Armenia - Political parties



Armenia held elections to a new single-chamber 131-seat legislature on 30 May 1999, with 75 deputies elected by single-member constituencies and 56 elected by party lists. Twenty-one parties and blocs fielded candidates on the party list vote, but only six passed a 5% vote hurdle. The Unity bloc garnered 42% of over two million votes cast, gaining 29 seats, followed by the Communist Party of Armenia with about 12% of the vote. In constituency balloting, the Unity Bloc (which included the country's two largest parties, the People's Party and the Republican Party) garnered the most seats (35), followed by nonparty-affiliated candidates (29).
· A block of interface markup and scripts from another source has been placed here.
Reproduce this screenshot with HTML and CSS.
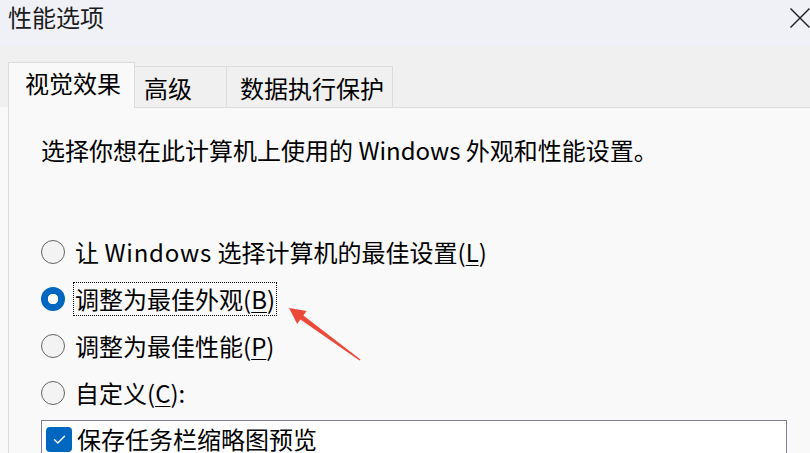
FILE: index.html
```html
<!DOCTYPE html>
<html lang="zh-CN">
<head>
<meta charset="utf-8">
<title>性能选项</title>
<link rel="stylesheet" href="styles.css">
</head>
<body>
<div class="titlebar">
  <span class="title">性能选项</span>
  <svg class="close" width="20" height="20" viewBox="0 0 20 20"><path d="M0.5 0.5 L19.5 19.5 M19.5 0.5 L0.5 19.5" stroke="#1a1a1a" stroke-width="1.4" fill="none"/></svg>
</div>
<div class="tabstrip">
  <div class="tab tab-active">视觉效果</div>
  <div class="tab tab-adv">高级</div>
  <div class="tab tab-dep">数据执行保护</div>
</div>
<div class="panel">
  <p class="intro">选择你想在此计算机上使用的 Windows 外观和性能设置。</p>
  <div class="options">
    <div class="option"><span class="radio"></span><span class="label">让 <span class="latin">Windows</span> 选择计算机的最佳设置(<u>L</u>)</span></div>
    <div class="option"><span class="radio radio-on"></span><span class="label label-focus">调整为最佳外观(<u>B</u>)</span></div>
    <div class="option"><span class="radio"></span><span class="label">调整为最佳性能(<u>P</u>)</span></div>
    <div class="option"><span class="radio"></span><span class="label">自定义(<u>C</u>):</span></div>
  </div>
  <div class="listbox">
    <div class="check-row">
      <span class="checkbox"><svg width="25" height="25" viewBox="0 0 25 25"><path d="M7.5 12.8 L10.8 16 L17.5 9.2" stroke="#fff" stroke-width="1.4" fill="none" stroke-linecap="round" stroke-linejoin="round"/></svg></span>
      <span class="check-label">保存任务栏缩略图预览</span>
    </div>
  </div>
</div>
<svg class="arrow" width="80" height="60" viewBox="285 305 80 60"><polygon points="289,308 306.6,311 303.4,315.5 360.5,359.5 359.5,360.5 300.4,319.5 297.2,324" fill="#ec4a38"/></svg>
</body>
</html>
```
FILE: styles.css
```css
* { box-sizing: border-box; }
html, body { margin: 0; padding: 0; }
body {
  width: 810px;
  height: 453px;
  overflow: hidden;
  font-family: "Noto Sans CJK SC", "Noto Sans", sans-serif;
  font-size: 24px;
  line-height: 32px;
  color: #000;
  background: #f9f9f9;
  position: relative;
}
.titlebar {
  height: 46px;
  background: #eff1f7;
  display: flex;
  justify-content: space-between;
  align-items: flex-start;
  padding-left: 8px;
}
.title { color: #1b1b1b; line-height: 34px; }
.close { margin-top: 8px; display: block; }
.tabstrip {
  background: #f0f0f0;
  display: flex;
  align-items: flex-end;
  padding: 16px 0 0 8px;
}
.tab {
  background: #f0f0f0;
  border: 1px solid #dcdcdc;
  border-bottom: none;
  height: 41px;
  padding-top: 5px;
  white-space: nowrap;
}
.tab + .tab { border-left: none; }
.tab-active {
  background: #f9f9f9;
  height: 46px;
  margin-bottom: -1px;
  padding: 4px 0 0 16px;
  width: 127px;
  position: relative;
  z-index: 1;
  border-right: 1px solid #dcdcdc;
}
.tab-adv { width: 92px; padding-left: 9px; }
.tab-dep { width: 166px; padding-left: 13px; }
.panel {
  border-top: 1px solid #dcdcdc;
  border-left: 1px solid #dcdcdc;
  margin-left: 8px;
  background: #f9f9f9;
  padding: 26px 23px 0 32px;
  height: 346px;
  overflow: hidden;
}
.intro { margin: 0; }
.options {
  margin-top: 62px;
  display: flex;
  flex-direction: column;
}
.option {
  height: 47px;
  display: flex;
  align-items: center;
  gap: 8px;
}
.radio {
  width: 24px;
  height: 24px;
  border-radius: 50%;
  border: 1.5px solid #646464;
  background: #f3f3f3;
  flex: none;
}
.radio-on {
  border: none;
  background: radial-gradient(circle, #fff 0 5px, #0067c0 5.5px);
}
.label {
  border: 1px solid transparent;
  padding: 0 1px;
  line-height: 32px;
  white-space: nowrap;
}
.latin { letter-spacing: 0.8px; }
.label-focus { border: 1px dotted #000; }
u { text-underline-offset: 3px; text-decoration-thickness: 1px; }
.listbox {
  margin-top: 4px;
  background: #fff;
  border: 1px solid #828092;
  height: 60px;
  padding: 5px 0 0 4px;
}
.check-row { display: flex; align-items: center; gap: 5px; }
.checkbox {
  width: 26px;
  height: 25px;
  border-radius: 4px;
  background: #0067c0;
  display: flex;
  align-items: center;
  justify-content: center;
  flex: none;
}
.checkbox svg { display: block; }
.check-label { line-height: 26px; }
.arrow { position: absolute; left: 285px; top: 305px; }
```
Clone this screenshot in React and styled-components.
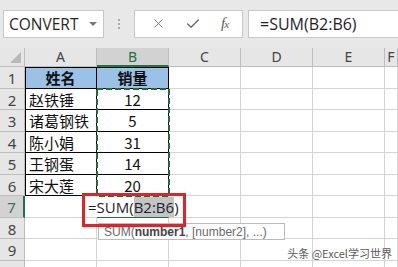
import styled, { createGlobalStyle } from "styled-components";
import { X, Check } from "lucide-react";

const GlobalStyle = createGlobalStyle`
  html, body {
    margin: 0;
    padding: 0;
    background: #ffffff;
    overflow: hidden;
  }
  * {
    box-sizing: border-box;
  }
`;

const Page = styled.div`
  width: 398px;
  height: 267px;
  overflow: hidden;
  position: relative;
  font-family: "Noto Sans CJK SC", "Noto Sans", sans-serif;
`;

const Toolbar = styled.div`
  height: 48px;
  background: #e8e8e8;
  display: flex;
  align-items: center;
  padding-left: 3px;
  padding-bottom: 1px;
`;

const NameBox = styled.div`
  width: 101px;
  height: 28px;
  background: #fff;
  border: 1px solid #c8c8c8;
  display: flex;
  align-items: center;
  justify-content: space-between;
  padding: 0 6px 0 5px;
  font-family: "Open Sans", "Noto Sans", sans-serif;
  font-size: 15.5px;
  color: #262626;
`;

const Caret = styled.span`
  width: 0;
  height: 0;
  border-left: 4px solid transparent;
  border-right: 4px solid transparent;
  border-top: 4px solid #777;
  margin-top: 1px;
`;

const Dots = styled.div`
  width: 30px;
  display: flex;
  flex-direction: column;
  align-items: center;
  gap: 2px;
  span {
    width: 2px;
    height: 2px;
    background: #a8a8a8;
  }
`;

const ActionBox = styled.div`
  width: 109px;
  height: 28px;
  background: #fff;
  border: 1px solid #c8c8c8;
  display: flex;
  align-items: center;
  justify-content: space-around;
  padding: 0 4px 0 6px;
  color: #6a6a6a;
`;

const Fx = styled.span`
  font-family: "Liberation Serif", serif;
  font-style: italic;
  font-size: 15px;
  color: #5a5a5a;
  letter-spacing: -1px;
  small {
    font-size: 11px;
  }
`;

const FormulaBox = styled.div`
  flex: 1;
  height: 28px;
  margin-left: 5px;
  background: #fff;
  border: 1px solid #c8c8c8;
  border-right: none;
  display: flex;
  align-items: center;
  padding-left: 11px;
  font-family: "Open Sans", "Noto Sans", sans-serif;
  font-size: 16px;
  color: #1e1e2e;
`;

const Sheet = styled.div`
  position: relative;
  display: grid;
  grid-template-columns: 25px repeat(5, 72px) 1fr;
  grid-template-rows: 19px 22px 21px 22px 21px 22px 21px 22px 21px 22px 21px;
`;

const Corner = styled.div`
  background: #e6e6e6;
  border-right: 1px solid #bdbdbd;
  border-bottom: 1px solid #bdbdbd;
  display: flex;
  align-items: flex-end;
  justify-content: flex-end;
  padding: 0 3px 3px 0;
  &::after {
    content: "";
    width: 0;
    height: 0;
    border-left: 11px solid transparent;
    border-bottom: 11px solid #b8b8b8;
  }
`;

const ColHead = styled.div`
  background: ${p => (p.$active ? "#d2d2d2" : "#e6e6e6")};
  color: ${p => (p.$active ? "#217346" : "#444")};
  border-right: 1px solid #bdbdbd;
  border-bottom: ${p => (p.$active ? "2px solid #217346" : "1px solid #bdbdbd")};
  display: flex;
  align-items: center;
  justify-content: center;
  font-family: "Noto Sans", sans-serif;
  font-size: 14px;
  line-height: 1;
  padding-top: ${p => (p.$active ? "1px" : "0")};
`;

const RowHead = styled.div`
  background: ${p => (p.$active ? "#d2d2d2" : "#e6e6e6")};
  color: ${p => (p.$active ? "#3f6f55" : "#444")};
  border-right: ${p => (p.$active ? "2px solid #217346" : "1px solid #bdbdbd")};
  border-bottom: 1px solid #bdbdbd;
  display: flex;
  align-items: center;
  justify-content: center;
  font-family: "Noto Sans", sans-serif;
  font-size: 15px;
  line-height: 1;
  padding-top: 2px;
`;

const Cell = styled.div`
  background: ${p => (p.$head ? "#9bc2e6" : "#fff")};
  border-right: 1px solid ${p => (p.$table ? "#000" : "#d4d4d4")};
  border-bottom: ${p =>
    p.$active ? "2px solid #217346" : `1px solid ${p.$table ? "#000" : "#d4d4d4"}`};
  box-shadow: ${p =>
    [p.$top && "inset 0 1px 0 #000", p.$left && "inset 1px 0 0 #000"]
      .filter(Boolean)
      .join(", ") || "none"};
  display: flex;
  align-items: center;
  justify-content: ${p => (p.$center ? "center" : "flex-start")};
  padding-left: ${p => (p.$center ? "0" : "4px")};
  font-size: 15px;
  font-weight: ${p => (p.$head ? 700 : 400)};
  color: #111;
  line-height: 1;
  white-space: nowrap;
`;

const Ants = styled.svg`
  position: absolute;
  left: 96px;
  top: 40px;
  width: 74px;
  height: 110px;
  z-index: 2;
  pointer-events: none;
`;

const Editor = styled.div`
  position: absolute;
  left: 84px;
  top: 149px;
  width: 97px;
  height: 20px;
  background: #fff;
  z-index: 3;
  display: flex;
  align-items: center;
  padding-left: 4px;
  font-family: "Open Sans", "Noto Sans", sans-serif;
  font-size: 15px;
  color: #1e1e2e;
  mark {
    background: #c4c4c4;
    color: #1e1e2e;
  }
`;

const Callout = styled.div`
  position: absolute;
  left: 82px;
  top: 145px;
  width: 104px;
  height: 34px;
  border: 3px solid #e5202b;
  z-index: 5;
`;

const Tooltip = styled.div`
  position: absolute;
  left: 98px;
  top: 175px;
  width: 187px;
  height: 17px;
  background: #fff;
  border: 1px solid #bcbcbc;
  z-index: 4;
  display: flex;
  align-items: center;
  padding-left: 5px;
  font-family: "Liberation Sans", sans-serif;
  font-size: 12px;
  color: #6a6a6a;
  white-space: nowrap;
  b {
    color: #444;
  }
`;

const Watermark = styled.div`
  position: absolute;
  right: 6px;
  bottom: 6px;
  font-size: 11px;
  color: #5c5c5c;
  z-index: 6;
  white-space: nowrap;
`;

const cols = ["A", "B", "C", "D", "E", "F"];
const rows = [
  ["姓名", "销量"],
  ["赵铁锤", "12"],
  ["诸葛钢铁", "5"],
  ["陈小娟", "31"],
  ["王钢蛋", "14"],
  ["宋大莲", "20"],
];

function App() {
  const body = [];
  for (let r = 1; r <= 10; r++) {
    body.push(
      <RowHead key={`h${r}`} $active={r === 7}>
        {r < 10 ? r : ""}
      </RowHead>
    );
    for (let c = 0; c < 6; c++) {
      const inTable = r <= 6 && c < 2;
      const text = inTable ? rows[r - 1][c] : "";
      body.push(
        <Cell
          key={`${r}-${c}`}
          $table={inTable}
          $head={inTable && r === 1}
          $top={inTable && r === 1}
          $left={inTable && c === 0}
          $center={c === 1 || r === 1}
          $active={r === 7 && c === 1}
        >
          {text}
        </Cell>
      );
    }
  }

  return (
    <Page>
      <GlobalStyle />
      <Toolbar>
        <NameBox>
          CONVERT
          <Caret />
        </NameBox>
        <Dots>
          <span />
          <span />
          <span />
        </Dots>
        <ActionBox>
          <X size={15} strokeWidth={1.4} />
          <Check size={16} strokeWidth={2} />
          <Fx>
            f<small>x</small>
          </Fx>
        </ActionBox>
        <FormulaBox>=SUM(B2:B6)</FormulaBox>
      </Toolbar>
      <Sheet>
        <Corner />
        {cols.map(c => (
          <ColHead key={c} $active={c === "B"}>
            {c}
          </ColHead>
        ))}
        {body}
        <Ants>
          <rect
            x="1"
            y="1"
            width="72"
            height="107"
            fill="none"
            stroke="#1c6a3f"
            strokeWidth="2"
            strokeDasharray="6 3"
            shapeRendering="crispEdges"
          />
        </Ants>
        <Editor>
          =SUM(<mark>B2:B6</mark>)
        </Editor>
        <Tooltip>
          SUM(<b>number1</b>, [number2], ...)
        </Tooltip>
        <Callout />
      </Sheet>
      <Watermark>头条 @Excel学习世界</Watermark>
    </Page>
  );
}

export default App;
Other major parties that received at least 7% of the party list vote in the 1999 legislative race include the National Democratic Union, Armenian Revolutionary Federation-Dashnaktsutyun, Law-Governed Country Party, Communist Party of Armenia, the Armenian Pan-National Movement, Law and Unity bloc, and the Mission Party. The other registered parties included both those newly created for the legislative race and more traditional parties. They were the Mighty Motherland, Homeland bloc, Ramkavar Azatakan Party (Liberal Democratic Party), Freedom Party, Democratic Party of Armenia, Union of Socialist Forces and Intelligentsia bloc, Union of Communist and Socialist Parties, Youth Party of Armenia, Decent Future, National State Party, Free Hayk Mission Party, Shamiram Party, and ONS+ bloc (the National Self-Determination and Homeland-Diaspora). The next parliamentary elections are scheduled for spring 2003.